* **Job**
Repeat every line of the data exactly, but not the pictures.

* **Given information**
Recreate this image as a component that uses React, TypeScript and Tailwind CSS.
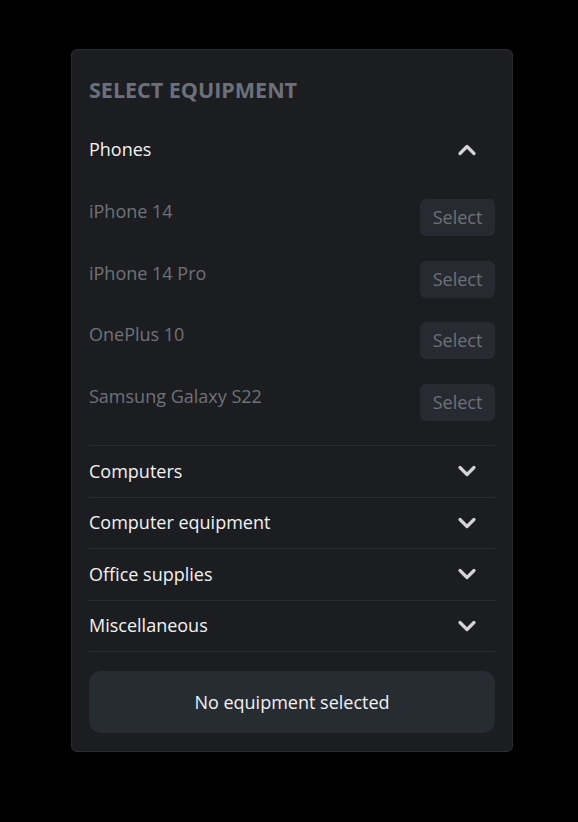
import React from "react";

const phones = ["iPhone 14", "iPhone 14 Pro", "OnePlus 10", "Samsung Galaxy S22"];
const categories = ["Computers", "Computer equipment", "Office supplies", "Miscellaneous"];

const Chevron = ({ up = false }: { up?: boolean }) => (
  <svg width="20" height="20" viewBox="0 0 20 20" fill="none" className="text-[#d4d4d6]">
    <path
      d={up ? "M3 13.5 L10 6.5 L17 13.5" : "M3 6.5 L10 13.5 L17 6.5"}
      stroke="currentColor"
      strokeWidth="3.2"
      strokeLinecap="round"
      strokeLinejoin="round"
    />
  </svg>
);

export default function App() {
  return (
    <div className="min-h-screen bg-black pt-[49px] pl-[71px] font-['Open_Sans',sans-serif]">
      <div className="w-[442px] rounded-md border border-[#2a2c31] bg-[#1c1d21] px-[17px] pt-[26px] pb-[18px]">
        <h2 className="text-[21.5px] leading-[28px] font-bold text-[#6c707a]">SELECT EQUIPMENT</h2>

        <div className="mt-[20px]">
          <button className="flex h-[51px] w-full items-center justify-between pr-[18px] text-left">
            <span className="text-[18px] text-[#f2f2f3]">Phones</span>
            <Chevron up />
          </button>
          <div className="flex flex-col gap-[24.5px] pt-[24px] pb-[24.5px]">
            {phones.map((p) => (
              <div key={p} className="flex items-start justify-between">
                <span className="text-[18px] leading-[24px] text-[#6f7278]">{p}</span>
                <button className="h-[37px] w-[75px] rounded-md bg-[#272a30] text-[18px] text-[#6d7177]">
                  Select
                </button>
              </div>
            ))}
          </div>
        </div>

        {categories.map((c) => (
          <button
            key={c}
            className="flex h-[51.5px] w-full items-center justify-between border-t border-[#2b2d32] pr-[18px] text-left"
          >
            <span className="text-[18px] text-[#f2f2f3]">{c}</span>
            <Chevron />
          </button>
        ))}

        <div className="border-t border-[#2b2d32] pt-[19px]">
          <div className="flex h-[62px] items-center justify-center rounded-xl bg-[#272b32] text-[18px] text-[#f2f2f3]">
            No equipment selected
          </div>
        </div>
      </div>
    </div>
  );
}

* **Completed exercise**
Recreate this image as a component that uses React, TypeScript and Tailwind CSS.
import React from "react";

const phones = ["iPhone 14", "iPhone 14 Pro", "OnePlus 10", "Samsung Galaxy S22"];
const categories = ["Computers", "Computer equipment", "Office supplies", "Miscellaneous"];

const Chevron = ({ up = false }: { up?: boolean }) => (
  <svg width="20" height="20" viewBox="0 0 20 20" fill="none" className="text-[#d4d4d6]">
    <path
      d={up ? "M3 13.5 L10 6.5 L17 13.5" : "M3 6.5 L10 13.5 L17 6.5"}
      stroke="currentColor"
      strokeWidth="3.2"
      strokeLinecap="round"
      strokeLinejoin="round"
    />
  </svg>
);

export default function App() {
  return (
    <div className="min-h-screen bg-black pt-[49px] pl-[71px] font-['Open_Sans',sans-serif]">
      <div className="w-[442px] rounded-md border border-[#2a2c31] bg-[#1c1d21] px-[17px] pt-[26px] pb-[18px]">
        <h2 className="text-[21.5px] leading-[28px] font-bold text-[#6c707a]">SELECT EQUIPMENT</h2>

        <div className="mt-[20px]">
          <button className="flex h-[51px] w-full items-center justify-between pr-[18px] text-left">
            <span className="text-[18px] text-[#f2f2f3]">Phones</span>
            <Chevron up />
          </button>
          <div className="flex flex-col gap-[24.5px] pt-[24px] pb-[24.5px]">
            {phones.map((p) => (
              <div key={p} className="flex items-start justify-between">
                <span className="text-[18px] leading-[24px] text-[#6f7278]">{p}</span>
                <button className="h-[37px] w-[75px] rounded-md bg-[#272a30] text-[18px] text-[#6d7177]">
                  Select
                </button>
              </div>
            ))}
          </div>
        </div>

        {categories.map((c) => (
          <button
            key={c}
            className="flex h-[51.5px] w-full items-center justify-between border-t border-[#2b2d32] pr-[18px] text-left"
          >
            <span className="text-[18px] text-[#f2f2f3]">{c}</span>
            <Chevron />
          </button>
        ))}

        <div className="border-t border-[#2b2d32] pt-[19px]">
          <div className="flex h-[62px] items-center justify-center rounded-xl bg-[#272b32] text-[18px] text-[#f2f2f3]">
            No equipment selected
          </div>
        </div>
      </div>
    </div>
  );
}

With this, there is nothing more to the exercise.